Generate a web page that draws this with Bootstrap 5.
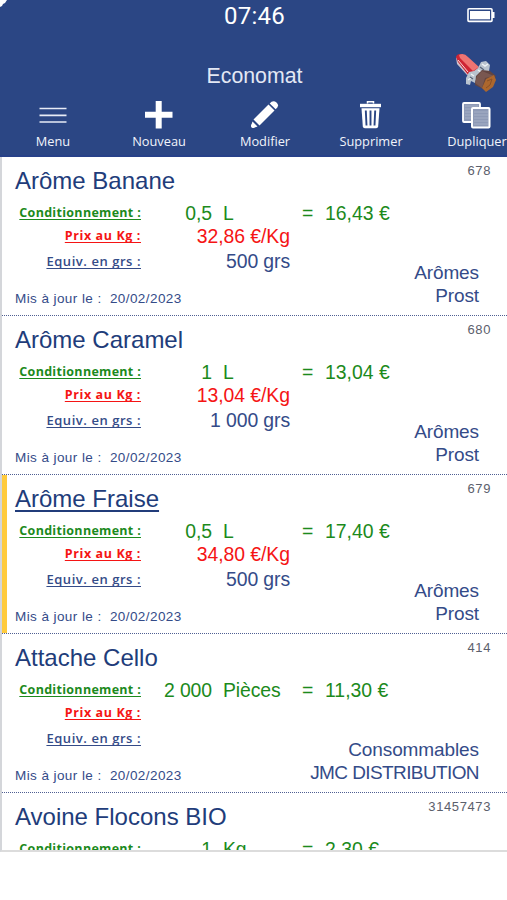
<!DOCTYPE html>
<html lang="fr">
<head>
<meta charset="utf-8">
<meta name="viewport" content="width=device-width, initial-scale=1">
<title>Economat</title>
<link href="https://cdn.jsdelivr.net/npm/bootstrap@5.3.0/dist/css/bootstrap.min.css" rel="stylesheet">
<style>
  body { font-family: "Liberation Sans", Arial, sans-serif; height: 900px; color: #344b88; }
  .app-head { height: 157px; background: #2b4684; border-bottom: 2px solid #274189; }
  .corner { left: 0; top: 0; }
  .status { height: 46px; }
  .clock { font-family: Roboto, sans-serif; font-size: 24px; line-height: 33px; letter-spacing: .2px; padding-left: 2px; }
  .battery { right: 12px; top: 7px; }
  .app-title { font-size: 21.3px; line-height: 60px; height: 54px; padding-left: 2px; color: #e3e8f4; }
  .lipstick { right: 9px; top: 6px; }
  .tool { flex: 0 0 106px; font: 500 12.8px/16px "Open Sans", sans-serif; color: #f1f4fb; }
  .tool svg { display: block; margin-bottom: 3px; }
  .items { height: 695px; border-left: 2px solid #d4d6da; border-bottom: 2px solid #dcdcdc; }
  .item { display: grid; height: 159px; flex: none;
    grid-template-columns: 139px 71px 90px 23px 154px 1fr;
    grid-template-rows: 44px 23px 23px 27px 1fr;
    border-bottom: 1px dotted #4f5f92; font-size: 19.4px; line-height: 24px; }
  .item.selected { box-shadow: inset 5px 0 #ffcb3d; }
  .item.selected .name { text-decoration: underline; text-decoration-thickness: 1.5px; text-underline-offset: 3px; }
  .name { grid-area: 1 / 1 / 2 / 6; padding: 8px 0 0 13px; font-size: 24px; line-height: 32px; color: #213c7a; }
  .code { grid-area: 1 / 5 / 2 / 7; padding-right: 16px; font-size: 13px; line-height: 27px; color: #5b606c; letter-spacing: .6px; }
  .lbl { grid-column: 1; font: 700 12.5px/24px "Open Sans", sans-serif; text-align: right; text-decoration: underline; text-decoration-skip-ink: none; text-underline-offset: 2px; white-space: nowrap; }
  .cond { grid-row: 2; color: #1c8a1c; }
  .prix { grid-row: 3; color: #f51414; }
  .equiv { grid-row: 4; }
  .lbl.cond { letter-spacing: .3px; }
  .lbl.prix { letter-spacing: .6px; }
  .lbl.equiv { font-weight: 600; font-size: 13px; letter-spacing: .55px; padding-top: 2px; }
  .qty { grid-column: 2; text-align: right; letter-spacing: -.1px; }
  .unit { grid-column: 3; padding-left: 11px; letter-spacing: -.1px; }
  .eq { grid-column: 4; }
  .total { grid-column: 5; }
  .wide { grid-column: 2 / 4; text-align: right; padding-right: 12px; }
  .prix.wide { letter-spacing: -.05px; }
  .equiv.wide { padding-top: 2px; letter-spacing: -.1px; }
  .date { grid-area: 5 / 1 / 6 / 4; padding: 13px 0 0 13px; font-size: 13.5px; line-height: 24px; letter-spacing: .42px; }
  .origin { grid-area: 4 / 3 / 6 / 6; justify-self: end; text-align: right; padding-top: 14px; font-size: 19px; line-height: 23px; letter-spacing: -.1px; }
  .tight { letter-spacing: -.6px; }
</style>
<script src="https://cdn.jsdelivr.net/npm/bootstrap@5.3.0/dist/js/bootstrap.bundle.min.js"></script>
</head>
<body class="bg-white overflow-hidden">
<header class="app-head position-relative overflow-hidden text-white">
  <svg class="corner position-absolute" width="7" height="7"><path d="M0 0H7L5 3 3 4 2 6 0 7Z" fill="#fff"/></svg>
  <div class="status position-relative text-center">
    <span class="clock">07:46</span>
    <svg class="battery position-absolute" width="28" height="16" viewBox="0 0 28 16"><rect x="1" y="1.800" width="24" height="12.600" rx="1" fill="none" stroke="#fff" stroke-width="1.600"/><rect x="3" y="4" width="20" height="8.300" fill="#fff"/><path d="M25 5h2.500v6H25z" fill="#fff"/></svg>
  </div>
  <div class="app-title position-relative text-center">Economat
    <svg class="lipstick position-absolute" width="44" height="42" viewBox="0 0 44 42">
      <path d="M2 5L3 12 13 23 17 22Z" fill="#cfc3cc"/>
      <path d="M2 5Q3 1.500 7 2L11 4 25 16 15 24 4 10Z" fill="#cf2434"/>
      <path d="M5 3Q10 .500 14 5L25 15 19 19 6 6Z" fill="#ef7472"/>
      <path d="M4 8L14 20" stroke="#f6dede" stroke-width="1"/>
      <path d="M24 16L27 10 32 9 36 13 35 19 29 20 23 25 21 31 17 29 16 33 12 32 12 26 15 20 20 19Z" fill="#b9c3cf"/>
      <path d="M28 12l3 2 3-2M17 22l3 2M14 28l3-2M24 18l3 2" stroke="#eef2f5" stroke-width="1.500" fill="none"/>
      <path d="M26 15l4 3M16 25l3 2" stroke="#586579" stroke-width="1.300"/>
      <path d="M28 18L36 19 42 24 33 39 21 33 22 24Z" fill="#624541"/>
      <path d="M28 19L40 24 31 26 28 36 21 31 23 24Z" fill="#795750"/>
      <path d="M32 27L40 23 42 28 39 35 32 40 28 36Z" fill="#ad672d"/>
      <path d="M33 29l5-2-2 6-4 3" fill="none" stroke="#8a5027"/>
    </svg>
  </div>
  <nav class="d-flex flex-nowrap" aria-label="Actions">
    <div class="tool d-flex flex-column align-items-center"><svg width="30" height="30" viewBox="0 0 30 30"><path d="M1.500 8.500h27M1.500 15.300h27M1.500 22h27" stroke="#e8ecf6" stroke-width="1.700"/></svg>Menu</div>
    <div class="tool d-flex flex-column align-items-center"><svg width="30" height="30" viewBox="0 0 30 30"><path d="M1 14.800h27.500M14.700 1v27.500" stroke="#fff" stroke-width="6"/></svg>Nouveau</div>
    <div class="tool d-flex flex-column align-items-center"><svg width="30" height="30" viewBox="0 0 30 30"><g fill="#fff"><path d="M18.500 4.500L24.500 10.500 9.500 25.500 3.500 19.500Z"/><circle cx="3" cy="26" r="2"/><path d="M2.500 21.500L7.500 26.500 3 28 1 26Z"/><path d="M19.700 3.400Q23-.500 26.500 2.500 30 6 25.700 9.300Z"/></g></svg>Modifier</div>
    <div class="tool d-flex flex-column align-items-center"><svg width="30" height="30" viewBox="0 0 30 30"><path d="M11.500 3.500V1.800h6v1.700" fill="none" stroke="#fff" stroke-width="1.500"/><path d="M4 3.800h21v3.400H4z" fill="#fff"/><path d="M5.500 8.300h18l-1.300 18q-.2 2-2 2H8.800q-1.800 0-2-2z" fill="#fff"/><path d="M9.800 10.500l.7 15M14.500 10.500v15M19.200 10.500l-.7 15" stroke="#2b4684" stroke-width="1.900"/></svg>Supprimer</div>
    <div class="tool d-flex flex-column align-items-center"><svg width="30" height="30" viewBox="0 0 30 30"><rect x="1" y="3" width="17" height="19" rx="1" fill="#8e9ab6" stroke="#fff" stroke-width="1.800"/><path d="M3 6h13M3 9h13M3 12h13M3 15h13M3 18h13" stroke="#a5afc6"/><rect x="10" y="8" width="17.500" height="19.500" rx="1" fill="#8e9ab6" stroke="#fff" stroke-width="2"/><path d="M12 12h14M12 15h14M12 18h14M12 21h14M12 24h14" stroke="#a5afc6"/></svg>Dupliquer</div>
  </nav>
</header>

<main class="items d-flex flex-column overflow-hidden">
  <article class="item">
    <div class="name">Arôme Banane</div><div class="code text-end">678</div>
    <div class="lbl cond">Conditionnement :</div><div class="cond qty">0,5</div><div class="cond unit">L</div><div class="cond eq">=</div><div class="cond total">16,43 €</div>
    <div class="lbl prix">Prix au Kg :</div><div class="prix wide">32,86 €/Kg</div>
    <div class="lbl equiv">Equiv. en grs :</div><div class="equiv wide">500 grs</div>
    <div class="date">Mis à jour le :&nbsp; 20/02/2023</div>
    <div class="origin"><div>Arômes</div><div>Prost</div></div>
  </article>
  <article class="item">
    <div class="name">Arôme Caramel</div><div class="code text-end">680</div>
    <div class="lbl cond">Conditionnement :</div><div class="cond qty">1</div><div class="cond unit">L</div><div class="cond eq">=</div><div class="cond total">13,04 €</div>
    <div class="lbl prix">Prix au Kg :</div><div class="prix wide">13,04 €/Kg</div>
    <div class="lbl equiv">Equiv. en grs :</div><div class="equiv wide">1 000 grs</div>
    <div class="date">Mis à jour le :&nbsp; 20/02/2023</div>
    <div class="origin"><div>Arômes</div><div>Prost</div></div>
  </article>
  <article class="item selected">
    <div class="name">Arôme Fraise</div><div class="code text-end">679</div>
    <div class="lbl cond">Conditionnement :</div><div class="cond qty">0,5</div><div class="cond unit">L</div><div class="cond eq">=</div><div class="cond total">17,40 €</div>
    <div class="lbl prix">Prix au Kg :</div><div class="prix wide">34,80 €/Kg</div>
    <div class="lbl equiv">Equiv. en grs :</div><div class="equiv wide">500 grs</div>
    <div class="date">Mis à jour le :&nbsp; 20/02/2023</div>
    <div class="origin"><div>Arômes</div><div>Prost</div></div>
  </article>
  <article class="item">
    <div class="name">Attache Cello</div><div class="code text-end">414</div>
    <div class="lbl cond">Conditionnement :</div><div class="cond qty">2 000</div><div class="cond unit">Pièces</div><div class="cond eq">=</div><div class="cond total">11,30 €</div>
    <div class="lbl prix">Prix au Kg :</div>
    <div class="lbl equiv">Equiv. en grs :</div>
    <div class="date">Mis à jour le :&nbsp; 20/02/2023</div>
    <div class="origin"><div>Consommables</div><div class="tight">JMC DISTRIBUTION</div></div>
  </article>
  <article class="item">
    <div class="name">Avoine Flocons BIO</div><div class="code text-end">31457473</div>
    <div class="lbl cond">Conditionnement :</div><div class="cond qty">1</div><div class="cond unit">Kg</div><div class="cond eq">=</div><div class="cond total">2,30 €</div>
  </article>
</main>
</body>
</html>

==

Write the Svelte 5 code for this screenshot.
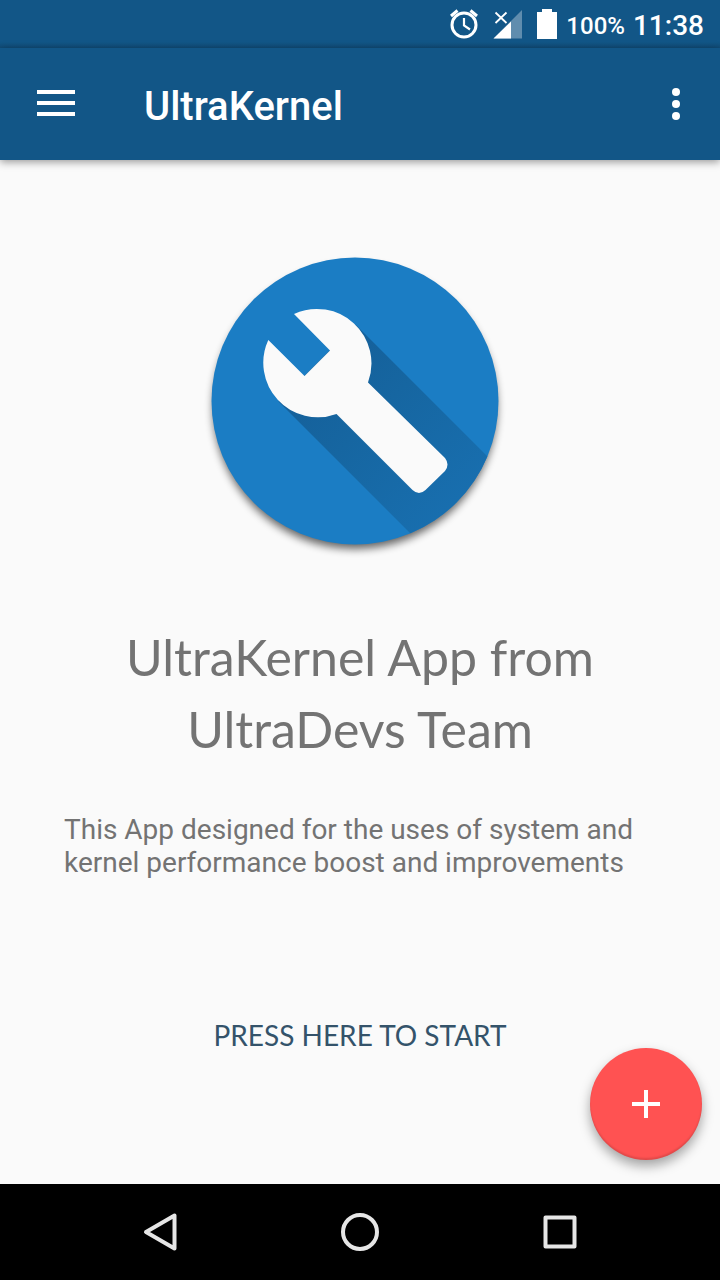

Work to complete: Go through the listing above and locate each line that holds the word "code". Copy those lines.

Answer:
  .code { grid-area: 1 / 5 / 2 / 7; padding-right: 16px; font-size: 13px; line-height: 27px; color: #5b606c; letter-spacing: .6px; }
    <div class="name">Arôme Banane</div><div class="code text-end">678</div>
    <div class="name">Arôme Caramel</div><div class="code text-end">680</div>
    <div class="name">Arôme Fraise</div><div class="code text-end">679</div>
    <div class="name">Attache Cello</div><div class="code text-end">414</div>
    <div class="name">Avoine Flocons BIO</div><div class="code text-end">31457473</div>
Write the Svelte 5 code for this screenshot.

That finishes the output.